1963 yılında Ayetullah Ruhullah Humeyni önderliğindeki İslami Hareket'e katılan ve Humeyni’nin çevresindeki isimlerden biri olan Hamaney, İran Cumhurbaşkanı Muhammed Ali Recai'nin bombalı saldırı sonucunda ölmesi üzerine Ekim 1981'de yapılan cumhurbaşkanlığı seçimlerinde aday oldu ve Humeyni'nin de onayıyla 16 milyon oy alarak 3. İran Cumhurbaşkanı seçildi. 1985 yılında ikinci kez cumhurbaşkanlığına seçildi ve bu dönemde İran’ın mevcut dini lideri ve İran İslam Devriminin lideri Ayetullah Humeyni ile daha da yakın ilişkiler geliştirdi. Ayetullah Humeyni 1989 yılında hayatını kaybetmeden kısa bir süre önce, vekil olarak seçtiği yerine gelecek olan Hüseyin Ali Muntazeri ile bir anlaşmazlık yaşadı ve bu sebeple Humeyni’den sonraki dini liderin seçilmesi konusunda ilk etapta bir anlaşmaya varılamadı. Ali Hamaney, Uzmanlar Meclisi toplantısında, "Bana bu görevin vekaleten bile teklif edilmesi, teknik ve esas olarak yasalara aykırıdır" demiş olsa da 4 Haziran 1989'da 50 yaşındayken meclis sözcüsü Haşimi Rafsancani'nin tavsiyesi ile Uzmanlar Meclisi tarafından dini lider seçildi. Seçilmesine hocalarından olan eniştesi Şeyh Ali Tehrani ve Ayetullah Ali Montazeri karşı çıktı.

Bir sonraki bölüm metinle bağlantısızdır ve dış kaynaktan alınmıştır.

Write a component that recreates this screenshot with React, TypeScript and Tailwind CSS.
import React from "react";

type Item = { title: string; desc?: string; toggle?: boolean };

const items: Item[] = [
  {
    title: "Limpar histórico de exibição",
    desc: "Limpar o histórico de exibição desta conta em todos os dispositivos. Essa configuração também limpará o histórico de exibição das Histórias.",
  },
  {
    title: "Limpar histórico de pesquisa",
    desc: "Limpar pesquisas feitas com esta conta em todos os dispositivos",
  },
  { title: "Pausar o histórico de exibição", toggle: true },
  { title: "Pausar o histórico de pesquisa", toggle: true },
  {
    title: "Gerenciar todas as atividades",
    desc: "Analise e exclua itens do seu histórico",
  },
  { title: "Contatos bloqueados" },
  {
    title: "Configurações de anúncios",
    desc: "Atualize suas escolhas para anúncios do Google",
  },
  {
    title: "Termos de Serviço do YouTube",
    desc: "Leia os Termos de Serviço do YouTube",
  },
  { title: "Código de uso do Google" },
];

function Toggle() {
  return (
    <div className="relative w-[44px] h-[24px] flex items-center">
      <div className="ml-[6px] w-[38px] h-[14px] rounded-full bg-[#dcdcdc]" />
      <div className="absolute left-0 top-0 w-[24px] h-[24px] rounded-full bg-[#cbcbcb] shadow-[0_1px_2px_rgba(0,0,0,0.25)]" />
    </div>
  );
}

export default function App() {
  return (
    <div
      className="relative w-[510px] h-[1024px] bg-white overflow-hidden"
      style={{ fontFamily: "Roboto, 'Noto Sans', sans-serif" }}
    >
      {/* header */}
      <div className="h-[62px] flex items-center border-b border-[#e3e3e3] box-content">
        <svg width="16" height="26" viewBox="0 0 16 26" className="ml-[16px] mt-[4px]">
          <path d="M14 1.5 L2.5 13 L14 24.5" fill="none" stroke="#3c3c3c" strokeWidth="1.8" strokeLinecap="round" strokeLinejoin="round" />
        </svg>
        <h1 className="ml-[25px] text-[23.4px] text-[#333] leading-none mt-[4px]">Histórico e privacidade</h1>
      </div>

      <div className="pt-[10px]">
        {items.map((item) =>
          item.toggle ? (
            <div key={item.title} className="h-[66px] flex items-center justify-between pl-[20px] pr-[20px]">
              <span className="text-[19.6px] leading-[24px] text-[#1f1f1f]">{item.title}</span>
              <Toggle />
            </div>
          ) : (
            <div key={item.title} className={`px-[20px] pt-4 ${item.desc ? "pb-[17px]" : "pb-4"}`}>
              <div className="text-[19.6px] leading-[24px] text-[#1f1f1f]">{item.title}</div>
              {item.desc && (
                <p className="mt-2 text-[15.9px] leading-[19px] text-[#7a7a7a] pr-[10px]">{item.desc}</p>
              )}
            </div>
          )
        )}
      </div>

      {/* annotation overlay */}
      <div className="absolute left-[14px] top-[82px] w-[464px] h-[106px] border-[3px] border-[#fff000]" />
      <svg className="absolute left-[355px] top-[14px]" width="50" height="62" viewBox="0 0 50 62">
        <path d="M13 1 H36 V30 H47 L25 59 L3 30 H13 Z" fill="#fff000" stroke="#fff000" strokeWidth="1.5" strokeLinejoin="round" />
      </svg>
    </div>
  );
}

Hamaney seçildikten sonra özel bir konsey derhal İran'ın anayasasını revize ederek dini lidere benzeri görülmemiş mutlak bir yönetim yetkisi verdi ve ardından 'tartışmalı' bir referandumda onaylandı. Hamaney, görevine başladıktan sonra hızla kendisine 'problem' olabilecek isimleri üst düzey kadrolardan uzaklaştırdı. İslam Devrimi Muhafızları Ordusu’nda da kilit noktada bulunan bazı isimleri görevden uzaklaştıran Hamaney, sadece birkaç yıl içinde İran'ın tartışmasız patronu haline geldi ve iktidarını günümüze kadar sürdürdü.

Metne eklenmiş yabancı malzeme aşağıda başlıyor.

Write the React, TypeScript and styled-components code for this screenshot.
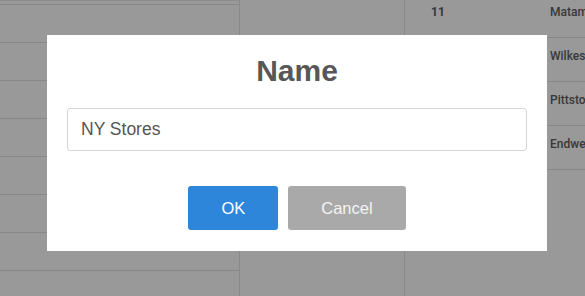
import React from "react";
import styled, { createGlobalStyle } from "styled-components";

const Global = createGlobalStyle`
  html, body { margin: 0; padding: 0; background: #fff; }
  body { width: 585px; height: 296px; overflow: hidden; }
  * { box-sizing: border-box; }
`;

const Page = styled.div`
  width: 585px;
  height: 296px;
  overflow: hidden;
  display: grid;
  grid-template-columns: 240px 165px 180px;
  font-family: Roboto, "Liberation Sans", sans-serif;
`;

const LeftCol = styled.div`
  border-right: 1px solid #e4e4e4;
  display: flex;
  flex-direction: column;
`;

const LeftCap = styled.div`
  height: 5px;
  flex: none;
  border-top: 1px solid #ececec;
  border-bottom: 1px solid #e2e2e2;
`;

const LeftRow = styled.div`
  height: 38px;
  flex: none;
  border-bottom: 1px solid #e2e2e2;
`;

const MidCol = styled.div`
  border-right: 1px solid #e4e4e4;
`;

const RightCol = styled.div`
  display: flex;
  flex-direction: column;
  margin-top: -6px;
  overflow: hidden;
`;

const DataRow = styled.div`
  height: 44px;
  flex: none;
  border-bottom: 1px solid #e2e2e2;
  display: grid;
  grid-template-columns: 119px 1fr;
  padding: 10px 0 0 26px;
  font-size: 12px;
  line-height: 16px;
  font-weight: 500;
  color: #5e5e5e;
  white-space: nowrap;
`;

const NumCell = styled.span`
  font-weight: 700;
`;

const Overlay = styled.div`
  position: fixed;
  inset: 0;
  background: rgba(0, 0, 0, 0.4);
  display: flex;
  align-items: flex-start;
  justify-content: flex-start;
  padding: 35px 0 0 47px;
`;

const Modal = styled.div`
  width: 500px;
  height: 216px;
  background: #fff;
  padding: 18px 20px 21px;
  display: flex;
  flex-direction: column;
  font-family: "Liberation Sans", Arial, sans-serif;
`;

const Title = styled.h2`
  margin: 0;
  font-size: 30px;
  line-height: 36px;
  font-weight: 700;
  color: #575757;
  text-align: center;
`;

const Input = styled.input`
  margin-top: 19px;
  width: 100%;
  height: 43px;
  border: 1px solid #d6d6d6;
  border-radius: 3px;
  padding: 0 13px;
  font-family: "Liberation Sans", Arial, sans-serif;
  font-size: 17.5px;
  color: #555;
  outline: none;
  background: #fff;
`;

const Actions = styled.div`
  margin-top: 35px;
  display: flex;
  justify-content: center;
  gap: 10px;
`;

const Button = styled.button<{ $variant: "primary" | "secondary" }>`
  height: 44px;
  padding: 0 33px;
  border: none;
  border-radius: 3px;
  font-family: "Liberation Sans", Arial, sans-serif;
  font-size: 16.5px;
  color: ${(p) => (p.$variant === "primary" ? "#fff" : "#f4f4f4")};
  background: ${(p) => (p.$variant === "primary" ? "#2d86d9" : "#a9a9a9")};
  cursor: pointer;
`;

const rows = [
  { n: "11", city: "Matamoras" },
  { n: "", city: "Wilkes-Barre" },
  { n: "", city: "Pittston" },
  { n: "", city: "Endwell" },
];

export default function App() {
  return (
    <>
      <Global />
      <Page>
        <LeftCol>
          <LeftCap />
          {Array.from({ length: 8 }).map((_, i) => (
            <LeftRow key={i} />
          ))}
        </LeftCol>
        <MidCol />
        <RightCol>
          {rows.map((r, i) => (
            <DataRow key={i}>
              <NumCell>{r.n}</NumCell>
              <span>{r.city}</span>
            </DataRow>
          ))}
        </RightCol>
      </Page>
      <Overlay>
        <Modal>
          <Title>Name</Title>
          <Input defaultValue="NY Stores" />
          <Actions>
            <Button $variant="primary">OK</Button>
            <Button $variant="secondary">Cancel</Button>
          </Actions>
        </Modal>
      </Overlay>
    </>
  );
}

'GEÇİŞ SÜRECİNİN SANCILI OLACAĞI KESİN'
Hamaney’in hayatını kaybetmesinin ardından İran’da 1989'dan bu yana en büyük güç boşluğu yaşanacağını düşünenler, dini liderin ölümünün ardından ülke içindeki birçok güç odağının iktidar için harekete geçeceğini tahmin ediyor. İranlı üst düzey yöneticilerin protestolara müdahale etme yöntemini çok sert bulanlar, seçkinlerin dini lider hayatını kaybettikten sonraki süreçte oluşacak bir krize karşı hazırlıksız olduğunu iddia ediyor ve geçiş sürecinin sancılı olacağına kesin gözüyle bakıyor.